Pages as source code
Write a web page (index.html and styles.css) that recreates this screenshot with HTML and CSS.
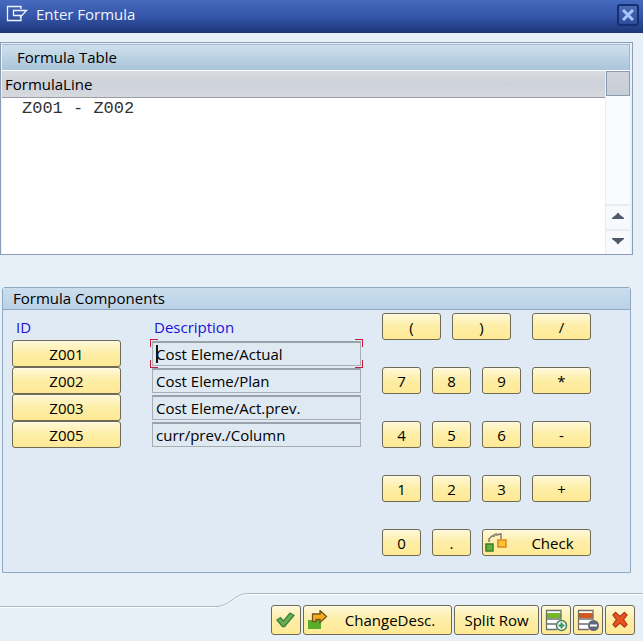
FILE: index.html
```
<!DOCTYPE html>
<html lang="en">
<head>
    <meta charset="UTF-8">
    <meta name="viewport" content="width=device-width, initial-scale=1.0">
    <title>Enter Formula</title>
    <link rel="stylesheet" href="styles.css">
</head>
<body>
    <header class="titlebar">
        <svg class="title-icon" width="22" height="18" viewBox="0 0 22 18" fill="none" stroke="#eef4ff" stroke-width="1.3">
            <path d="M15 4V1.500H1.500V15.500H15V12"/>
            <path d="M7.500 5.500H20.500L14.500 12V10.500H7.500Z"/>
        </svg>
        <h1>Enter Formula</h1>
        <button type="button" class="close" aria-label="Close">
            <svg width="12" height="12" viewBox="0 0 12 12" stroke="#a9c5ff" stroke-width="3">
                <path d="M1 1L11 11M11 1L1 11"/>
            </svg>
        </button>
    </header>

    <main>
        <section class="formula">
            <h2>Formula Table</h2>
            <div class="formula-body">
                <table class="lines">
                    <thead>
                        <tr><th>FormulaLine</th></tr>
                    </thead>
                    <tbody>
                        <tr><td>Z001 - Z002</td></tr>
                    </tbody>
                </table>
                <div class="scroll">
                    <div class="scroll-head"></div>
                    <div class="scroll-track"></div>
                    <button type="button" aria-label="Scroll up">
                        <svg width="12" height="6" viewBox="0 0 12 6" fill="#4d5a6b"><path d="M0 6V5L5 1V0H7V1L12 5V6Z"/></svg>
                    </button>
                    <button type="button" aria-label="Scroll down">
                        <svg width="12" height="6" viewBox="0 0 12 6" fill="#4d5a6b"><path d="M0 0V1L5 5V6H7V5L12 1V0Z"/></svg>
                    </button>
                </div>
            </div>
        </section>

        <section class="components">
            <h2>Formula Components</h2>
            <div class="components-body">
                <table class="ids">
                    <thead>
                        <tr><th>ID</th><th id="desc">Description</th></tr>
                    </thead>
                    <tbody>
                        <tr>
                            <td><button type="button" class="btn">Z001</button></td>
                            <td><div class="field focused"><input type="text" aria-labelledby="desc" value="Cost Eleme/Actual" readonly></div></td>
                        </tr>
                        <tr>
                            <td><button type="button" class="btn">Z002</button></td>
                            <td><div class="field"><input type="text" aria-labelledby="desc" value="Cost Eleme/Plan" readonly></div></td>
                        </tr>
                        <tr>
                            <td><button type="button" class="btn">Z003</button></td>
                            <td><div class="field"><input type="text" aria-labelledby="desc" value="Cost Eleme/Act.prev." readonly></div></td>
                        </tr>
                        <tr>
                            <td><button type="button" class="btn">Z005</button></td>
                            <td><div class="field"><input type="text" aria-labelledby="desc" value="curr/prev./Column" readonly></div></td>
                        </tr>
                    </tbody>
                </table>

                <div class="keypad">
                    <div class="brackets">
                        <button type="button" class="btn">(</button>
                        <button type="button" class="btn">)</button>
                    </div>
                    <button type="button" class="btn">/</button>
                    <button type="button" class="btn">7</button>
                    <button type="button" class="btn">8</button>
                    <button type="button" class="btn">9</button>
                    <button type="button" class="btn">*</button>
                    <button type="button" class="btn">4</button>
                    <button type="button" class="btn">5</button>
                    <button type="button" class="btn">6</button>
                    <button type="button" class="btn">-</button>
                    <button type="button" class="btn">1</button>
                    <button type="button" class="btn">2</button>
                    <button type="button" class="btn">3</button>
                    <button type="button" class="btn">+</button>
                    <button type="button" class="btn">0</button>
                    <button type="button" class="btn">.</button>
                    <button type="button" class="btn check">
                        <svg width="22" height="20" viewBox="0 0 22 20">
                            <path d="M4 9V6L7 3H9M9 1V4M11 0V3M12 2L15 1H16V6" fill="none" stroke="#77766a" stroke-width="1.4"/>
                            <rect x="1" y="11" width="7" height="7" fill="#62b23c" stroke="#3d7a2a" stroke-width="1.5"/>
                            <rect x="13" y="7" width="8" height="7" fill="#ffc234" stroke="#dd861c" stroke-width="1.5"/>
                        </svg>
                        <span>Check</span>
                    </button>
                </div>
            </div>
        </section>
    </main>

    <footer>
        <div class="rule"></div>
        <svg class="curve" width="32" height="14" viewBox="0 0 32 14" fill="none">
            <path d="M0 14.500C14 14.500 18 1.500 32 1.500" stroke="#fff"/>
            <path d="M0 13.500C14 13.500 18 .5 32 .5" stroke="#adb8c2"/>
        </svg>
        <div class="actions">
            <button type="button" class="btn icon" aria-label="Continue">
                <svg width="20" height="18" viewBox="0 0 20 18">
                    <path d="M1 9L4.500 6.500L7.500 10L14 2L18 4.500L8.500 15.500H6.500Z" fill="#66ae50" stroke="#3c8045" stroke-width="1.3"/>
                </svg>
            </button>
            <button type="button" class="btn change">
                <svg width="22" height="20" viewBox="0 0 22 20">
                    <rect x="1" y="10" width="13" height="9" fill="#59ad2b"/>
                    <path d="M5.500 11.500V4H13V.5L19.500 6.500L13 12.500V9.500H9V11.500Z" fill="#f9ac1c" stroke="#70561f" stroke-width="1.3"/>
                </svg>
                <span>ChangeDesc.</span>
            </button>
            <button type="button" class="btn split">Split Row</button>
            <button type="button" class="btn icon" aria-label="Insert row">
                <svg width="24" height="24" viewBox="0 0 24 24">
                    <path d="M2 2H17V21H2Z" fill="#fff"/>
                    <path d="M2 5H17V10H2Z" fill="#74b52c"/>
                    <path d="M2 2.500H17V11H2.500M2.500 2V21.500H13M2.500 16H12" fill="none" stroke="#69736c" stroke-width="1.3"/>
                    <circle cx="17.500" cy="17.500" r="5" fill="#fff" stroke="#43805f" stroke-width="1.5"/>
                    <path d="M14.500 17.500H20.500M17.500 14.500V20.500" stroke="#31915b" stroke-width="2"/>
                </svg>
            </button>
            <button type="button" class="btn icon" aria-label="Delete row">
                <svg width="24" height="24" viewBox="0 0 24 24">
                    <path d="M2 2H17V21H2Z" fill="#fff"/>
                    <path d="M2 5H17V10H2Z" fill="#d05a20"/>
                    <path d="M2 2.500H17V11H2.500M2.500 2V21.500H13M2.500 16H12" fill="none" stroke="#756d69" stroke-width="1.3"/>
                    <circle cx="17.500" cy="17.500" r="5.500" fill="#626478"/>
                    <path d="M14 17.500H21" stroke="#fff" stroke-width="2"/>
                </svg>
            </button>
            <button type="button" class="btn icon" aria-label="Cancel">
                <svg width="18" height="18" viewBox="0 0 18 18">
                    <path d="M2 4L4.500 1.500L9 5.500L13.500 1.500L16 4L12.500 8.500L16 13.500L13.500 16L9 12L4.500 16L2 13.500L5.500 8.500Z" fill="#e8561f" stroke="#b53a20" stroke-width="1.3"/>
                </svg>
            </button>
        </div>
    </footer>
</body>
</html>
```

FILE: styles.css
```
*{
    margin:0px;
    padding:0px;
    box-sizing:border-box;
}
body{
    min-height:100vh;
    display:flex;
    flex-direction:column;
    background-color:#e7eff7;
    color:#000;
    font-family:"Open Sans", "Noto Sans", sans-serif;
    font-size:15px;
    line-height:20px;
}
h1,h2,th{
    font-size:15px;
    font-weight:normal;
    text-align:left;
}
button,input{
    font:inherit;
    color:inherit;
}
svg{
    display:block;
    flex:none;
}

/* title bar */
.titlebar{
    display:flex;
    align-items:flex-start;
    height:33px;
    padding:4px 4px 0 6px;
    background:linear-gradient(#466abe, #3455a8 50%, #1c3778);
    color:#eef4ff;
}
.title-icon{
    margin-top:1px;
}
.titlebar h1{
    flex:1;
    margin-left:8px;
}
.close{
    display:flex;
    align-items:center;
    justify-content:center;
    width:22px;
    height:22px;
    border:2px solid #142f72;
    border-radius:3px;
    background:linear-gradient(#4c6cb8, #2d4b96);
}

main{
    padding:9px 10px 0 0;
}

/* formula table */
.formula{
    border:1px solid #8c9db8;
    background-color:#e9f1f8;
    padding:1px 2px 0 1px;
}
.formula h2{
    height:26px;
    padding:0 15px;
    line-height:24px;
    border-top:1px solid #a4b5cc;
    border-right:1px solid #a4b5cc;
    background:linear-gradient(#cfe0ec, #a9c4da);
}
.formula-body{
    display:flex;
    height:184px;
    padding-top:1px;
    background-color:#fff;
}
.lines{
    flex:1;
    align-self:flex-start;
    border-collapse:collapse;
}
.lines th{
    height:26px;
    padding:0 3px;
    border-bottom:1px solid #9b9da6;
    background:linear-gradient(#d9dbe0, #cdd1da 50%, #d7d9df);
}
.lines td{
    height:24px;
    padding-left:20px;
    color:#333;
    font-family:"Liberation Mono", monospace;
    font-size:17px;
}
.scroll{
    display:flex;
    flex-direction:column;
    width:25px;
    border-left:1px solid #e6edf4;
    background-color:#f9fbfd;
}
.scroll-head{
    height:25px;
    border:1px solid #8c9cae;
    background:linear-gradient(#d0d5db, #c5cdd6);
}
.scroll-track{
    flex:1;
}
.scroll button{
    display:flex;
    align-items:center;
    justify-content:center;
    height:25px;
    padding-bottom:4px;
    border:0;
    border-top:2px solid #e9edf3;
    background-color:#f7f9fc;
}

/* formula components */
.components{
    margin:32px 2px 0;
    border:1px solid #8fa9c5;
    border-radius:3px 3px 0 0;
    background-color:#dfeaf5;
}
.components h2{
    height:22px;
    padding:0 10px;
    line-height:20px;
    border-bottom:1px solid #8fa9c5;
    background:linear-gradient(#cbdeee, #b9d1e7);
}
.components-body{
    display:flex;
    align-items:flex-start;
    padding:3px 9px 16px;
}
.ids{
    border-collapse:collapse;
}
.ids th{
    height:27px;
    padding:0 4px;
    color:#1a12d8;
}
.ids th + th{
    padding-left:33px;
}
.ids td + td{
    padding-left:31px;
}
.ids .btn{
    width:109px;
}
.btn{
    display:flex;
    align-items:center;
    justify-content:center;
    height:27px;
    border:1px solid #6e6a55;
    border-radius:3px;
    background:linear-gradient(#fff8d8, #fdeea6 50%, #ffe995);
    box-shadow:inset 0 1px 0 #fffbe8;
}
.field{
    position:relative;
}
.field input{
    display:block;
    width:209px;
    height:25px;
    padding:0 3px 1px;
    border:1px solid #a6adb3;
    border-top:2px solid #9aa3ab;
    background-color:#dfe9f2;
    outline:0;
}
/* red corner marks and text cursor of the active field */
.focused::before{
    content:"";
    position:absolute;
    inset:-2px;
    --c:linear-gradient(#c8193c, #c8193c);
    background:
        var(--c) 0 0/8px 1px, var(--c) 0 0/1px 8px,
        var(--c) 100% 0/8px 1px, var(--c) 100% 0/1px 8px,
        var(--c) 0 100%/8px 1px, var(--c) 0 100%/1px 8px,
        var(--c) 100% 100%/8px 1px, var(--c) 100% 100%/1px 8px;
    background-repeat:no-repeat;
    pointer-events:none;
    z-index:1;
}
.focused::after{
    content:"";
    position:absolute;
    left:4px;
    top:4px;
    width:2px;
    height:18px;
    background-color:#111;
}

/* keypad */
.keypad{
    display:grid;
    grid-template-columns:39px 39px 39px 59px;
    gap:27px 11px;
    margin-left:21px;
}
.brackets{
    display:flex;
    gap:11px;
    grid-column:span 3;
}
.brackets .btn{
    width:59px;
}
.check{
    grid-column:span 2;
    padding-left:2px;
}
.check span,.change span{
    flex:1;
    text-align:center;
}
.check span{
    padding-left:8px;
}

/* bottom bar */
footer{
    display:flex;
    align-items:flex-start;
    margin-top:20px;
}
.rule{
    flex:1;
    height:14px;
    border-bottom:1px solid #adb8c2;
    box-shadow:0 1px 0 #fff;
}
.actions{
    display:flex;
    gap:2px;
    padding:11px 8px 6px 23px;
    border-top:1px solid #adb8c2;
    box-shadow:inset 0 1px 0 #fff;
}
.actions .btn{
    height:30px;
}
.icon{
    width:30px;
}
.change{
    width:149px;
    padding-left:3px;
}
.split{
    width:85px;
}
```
---
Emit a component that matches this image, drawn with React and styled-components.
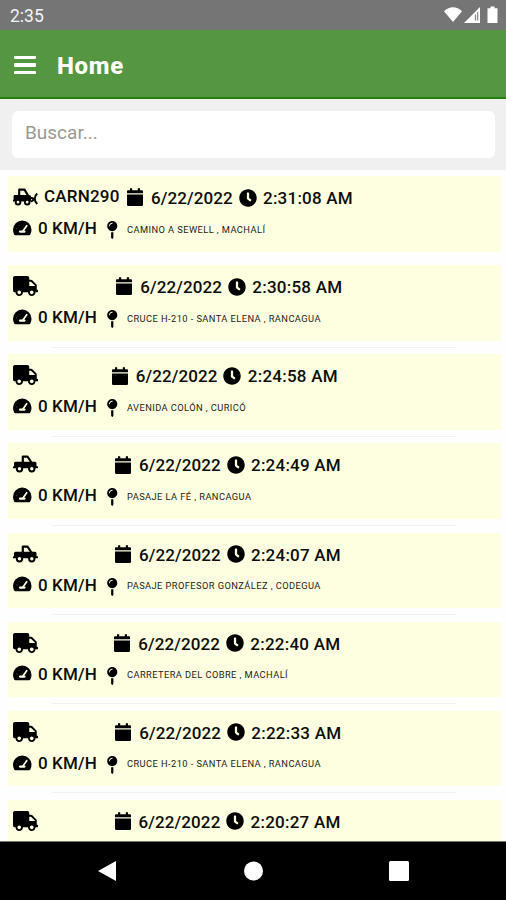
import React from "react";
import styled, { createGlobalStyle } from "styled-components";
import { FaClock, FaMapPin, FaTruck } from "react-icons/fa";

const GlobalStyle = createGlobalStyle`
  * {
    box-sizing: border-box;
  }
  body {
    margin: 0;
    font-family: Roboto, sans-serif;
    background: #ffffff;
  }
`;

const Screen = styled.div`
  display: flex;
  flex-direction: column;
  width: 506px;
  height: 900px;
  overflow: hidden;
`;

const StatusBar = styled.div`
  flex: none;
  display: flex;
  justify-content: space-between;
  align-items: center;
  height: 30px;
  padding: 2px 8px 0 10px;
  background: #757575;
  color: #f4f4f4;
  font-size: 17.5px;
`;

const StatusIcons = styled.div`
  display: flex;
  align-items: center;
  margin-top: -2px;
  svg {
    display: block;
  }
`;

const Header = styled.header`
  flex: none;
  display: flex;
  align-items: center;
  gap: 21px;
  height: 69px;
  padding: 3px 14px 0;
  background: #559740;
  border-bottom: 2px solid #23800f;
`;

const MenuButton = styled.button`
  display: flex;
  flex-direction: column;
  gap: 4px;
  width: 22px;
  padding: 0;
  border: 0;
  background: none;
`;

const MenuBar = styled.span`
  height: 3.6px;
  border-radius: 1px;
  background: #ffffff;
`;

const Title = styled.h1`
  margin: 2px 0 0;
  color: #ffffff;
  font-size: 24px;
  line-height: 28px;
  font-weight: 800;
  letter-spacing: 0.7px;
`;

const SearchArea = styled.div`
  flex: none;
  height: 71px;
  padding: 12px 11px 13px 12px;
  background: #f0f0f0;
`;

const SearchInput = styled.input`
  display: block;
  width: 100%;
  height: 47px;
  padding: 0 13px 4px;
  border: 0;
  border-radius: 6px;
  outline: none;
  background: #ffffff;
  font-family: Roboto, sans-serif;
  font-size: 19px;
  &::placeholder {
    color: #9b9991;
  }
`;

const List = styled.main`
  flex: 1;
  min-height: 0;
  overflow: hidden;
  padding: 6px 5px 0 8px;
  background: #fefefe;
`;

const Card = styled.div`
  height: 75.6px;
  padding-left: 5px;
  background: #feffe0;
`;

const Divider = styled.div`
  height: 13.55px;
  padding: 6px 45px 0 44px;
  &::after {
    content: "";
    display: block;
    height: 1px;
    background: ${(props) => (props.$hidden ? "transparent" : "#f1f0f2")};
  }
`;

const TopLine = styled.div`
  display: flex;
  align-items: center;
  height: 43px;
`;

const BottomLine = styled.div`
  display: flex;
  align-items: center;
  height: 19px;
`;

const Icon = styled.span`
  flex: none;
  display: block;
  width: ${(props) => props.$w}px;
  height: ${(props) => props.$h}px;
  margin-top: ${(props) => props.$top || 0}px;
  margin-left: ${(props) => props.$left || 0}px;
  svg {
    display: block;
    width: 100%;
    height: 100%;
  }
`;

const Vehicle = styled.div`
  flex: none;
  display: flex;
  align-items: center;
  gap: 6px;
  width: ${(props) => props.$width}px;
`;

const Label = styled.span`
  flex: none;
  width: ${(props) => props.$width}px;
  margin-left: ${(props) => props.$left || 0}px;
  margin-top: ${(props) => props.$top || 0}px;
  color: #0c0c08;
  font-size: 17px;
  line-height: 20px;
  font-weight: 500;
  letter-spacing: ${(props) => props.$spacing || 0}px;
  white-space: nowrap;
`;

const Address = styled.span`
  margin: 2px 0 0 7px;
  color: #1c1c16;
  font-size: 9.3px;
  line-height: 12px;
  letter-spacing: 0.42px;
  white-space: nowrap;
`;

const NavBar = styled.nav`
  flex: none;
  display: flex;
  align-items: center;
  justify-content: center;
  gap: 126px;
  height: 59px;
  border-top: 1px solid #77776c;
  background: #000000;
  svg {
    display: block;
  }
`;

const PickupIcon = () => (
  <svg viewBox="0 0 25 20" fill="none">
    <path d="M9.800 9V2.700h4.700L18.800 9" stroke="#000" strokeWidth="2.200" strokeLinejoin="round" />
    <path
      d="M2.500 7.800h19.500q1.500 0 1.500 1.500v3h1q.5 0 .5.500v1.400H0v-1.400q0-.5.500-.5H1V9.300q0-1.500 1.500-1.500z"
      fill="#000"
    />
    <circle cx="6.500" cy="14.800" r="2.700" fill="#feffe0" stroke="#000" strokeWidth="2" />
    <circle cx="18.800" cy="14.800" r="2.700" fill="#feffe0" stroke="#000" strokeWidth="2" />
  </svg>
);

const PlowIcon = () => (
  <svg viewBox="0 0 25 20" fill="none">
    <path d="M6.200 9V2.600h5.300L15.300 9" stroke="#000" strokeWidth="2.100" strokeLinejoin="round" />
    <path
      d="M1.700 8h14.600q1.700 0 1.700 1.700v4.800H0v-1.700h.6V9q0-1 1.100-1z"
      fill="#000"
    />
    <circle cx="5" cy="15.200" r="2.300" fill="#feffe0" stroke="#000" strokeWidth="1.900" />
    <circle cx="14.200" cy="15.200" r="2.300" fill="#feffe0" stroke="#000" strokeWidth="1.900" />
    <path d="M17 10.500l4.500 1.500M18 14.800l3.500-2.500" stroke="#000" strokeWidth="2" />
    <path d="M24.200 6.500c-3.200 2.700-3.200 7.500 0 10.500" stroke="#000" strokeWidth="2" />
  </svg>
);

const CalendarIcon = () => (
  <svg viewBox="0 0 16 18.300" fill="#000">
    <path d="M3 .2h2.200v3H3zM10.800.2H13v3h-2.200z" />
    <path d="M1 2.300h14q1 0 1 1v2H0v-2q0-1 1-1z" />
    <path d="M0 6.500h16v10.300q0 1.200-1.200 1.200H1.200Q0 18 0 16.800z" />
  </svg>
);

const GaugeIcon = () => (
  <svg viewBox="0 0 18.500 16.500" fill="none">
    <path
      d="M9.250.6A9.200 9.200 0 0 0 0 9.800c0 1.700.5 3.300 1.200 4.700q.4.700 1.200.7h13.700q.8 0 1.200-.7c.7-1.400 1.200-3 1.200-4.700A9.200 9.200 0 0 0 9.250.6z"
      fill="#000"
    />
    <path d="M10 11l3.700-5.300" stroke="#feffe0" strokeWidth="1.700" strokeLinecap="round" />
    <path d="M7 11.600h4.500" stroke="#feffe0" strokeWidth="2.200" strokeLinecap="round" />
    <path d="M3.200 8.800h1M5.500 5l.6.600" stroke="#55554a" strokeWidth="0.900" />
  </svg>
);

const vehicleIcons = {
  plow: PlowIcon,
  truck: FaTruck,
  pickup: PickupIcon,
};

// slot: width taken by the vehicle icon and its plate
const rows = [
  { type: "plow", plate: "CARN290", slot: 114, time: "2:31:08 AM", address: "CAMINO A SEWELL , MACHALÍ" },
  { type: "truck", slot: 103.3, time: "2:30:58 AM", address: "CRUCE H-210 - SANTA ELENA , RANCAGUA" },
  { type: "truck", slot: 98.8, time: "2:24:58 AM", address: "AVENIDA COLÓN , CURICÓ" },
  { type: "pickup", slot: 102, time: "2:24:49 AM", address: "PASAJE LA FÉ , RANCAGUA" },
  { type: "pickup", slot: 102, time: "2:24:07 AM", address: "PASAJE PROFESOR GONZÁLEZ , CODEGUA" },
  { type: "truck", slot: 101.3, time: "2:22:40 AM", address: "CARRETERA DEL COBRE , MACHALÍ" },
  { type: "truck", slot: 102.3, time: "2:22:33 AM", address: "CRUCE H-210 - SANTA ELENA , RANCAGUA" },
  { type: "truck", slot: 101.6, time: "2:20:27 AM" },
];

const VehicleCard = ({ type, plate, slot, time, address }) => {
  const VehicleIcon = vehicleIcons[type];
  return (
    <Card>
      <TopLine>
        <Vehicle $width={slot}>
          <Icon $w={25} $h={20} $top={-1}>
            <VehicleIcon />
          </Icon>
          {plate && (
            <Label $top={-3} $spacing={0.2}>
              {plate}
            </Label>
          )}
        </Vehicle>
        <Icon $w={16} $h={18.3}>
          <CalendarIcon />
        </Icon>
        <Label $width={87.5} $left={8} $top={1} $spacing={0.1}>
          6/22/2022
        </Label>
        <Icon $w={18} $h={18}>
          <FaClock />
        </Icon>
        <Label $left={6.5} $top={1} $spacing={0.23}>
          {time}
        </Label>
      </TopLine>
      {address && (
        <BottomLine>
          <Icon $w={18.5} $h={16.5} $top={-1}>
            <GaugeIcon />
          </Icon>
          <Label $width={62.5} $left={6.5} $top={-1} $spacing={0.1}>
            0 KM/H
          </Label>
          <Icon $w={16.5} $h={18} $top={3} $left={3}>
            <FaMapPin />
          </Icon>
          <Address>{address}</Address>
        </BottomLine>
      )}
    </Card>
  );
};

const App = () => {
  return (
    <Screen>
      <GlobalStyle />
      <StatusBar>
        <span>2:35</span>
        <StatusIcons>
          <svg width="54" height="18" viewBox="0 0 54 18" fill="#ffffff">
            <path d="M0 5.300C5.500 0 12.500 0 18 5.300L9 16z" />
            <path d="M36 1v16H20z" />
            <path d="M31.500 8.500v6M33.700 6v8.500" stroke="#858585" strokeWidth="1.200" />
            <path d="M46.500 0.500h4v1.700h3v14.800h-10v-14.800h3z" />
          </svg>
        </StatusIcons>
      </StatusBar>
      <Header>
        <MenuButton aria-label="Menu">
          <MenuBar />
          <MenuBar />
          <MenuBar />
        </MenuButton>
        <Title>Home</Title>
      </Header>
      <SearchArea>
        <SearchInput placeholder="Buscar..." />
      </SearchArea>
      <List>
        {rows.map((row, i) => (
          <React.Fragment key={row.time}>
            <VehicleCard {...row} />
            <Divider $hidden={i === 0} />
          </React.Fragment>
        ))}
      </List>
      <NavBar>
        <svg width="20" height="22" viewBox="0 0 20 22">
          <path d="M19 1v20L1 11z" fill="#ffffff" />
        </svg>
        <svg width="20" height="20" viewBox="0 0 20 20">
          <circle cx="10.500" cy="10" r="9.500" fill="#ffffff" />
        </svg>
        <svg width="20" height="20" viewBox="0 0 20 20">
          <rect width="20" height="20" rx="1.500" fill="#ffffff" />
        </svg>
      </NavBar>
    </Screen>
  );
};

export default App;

* **The task**
Do not copy any pictures. Retype exactly the stretch from the line with "Emit a component" through the line with "FaClock, FaMapPin, FaTruck".

* **Complete answer**
Emit a component that matches this image, drawn with React and styled-components.
import React from "react";
import styled, { createGlobalStyle } from "styled-components";
import { FaClock, FaMapPin, FaTruck } from "react-icons/fa";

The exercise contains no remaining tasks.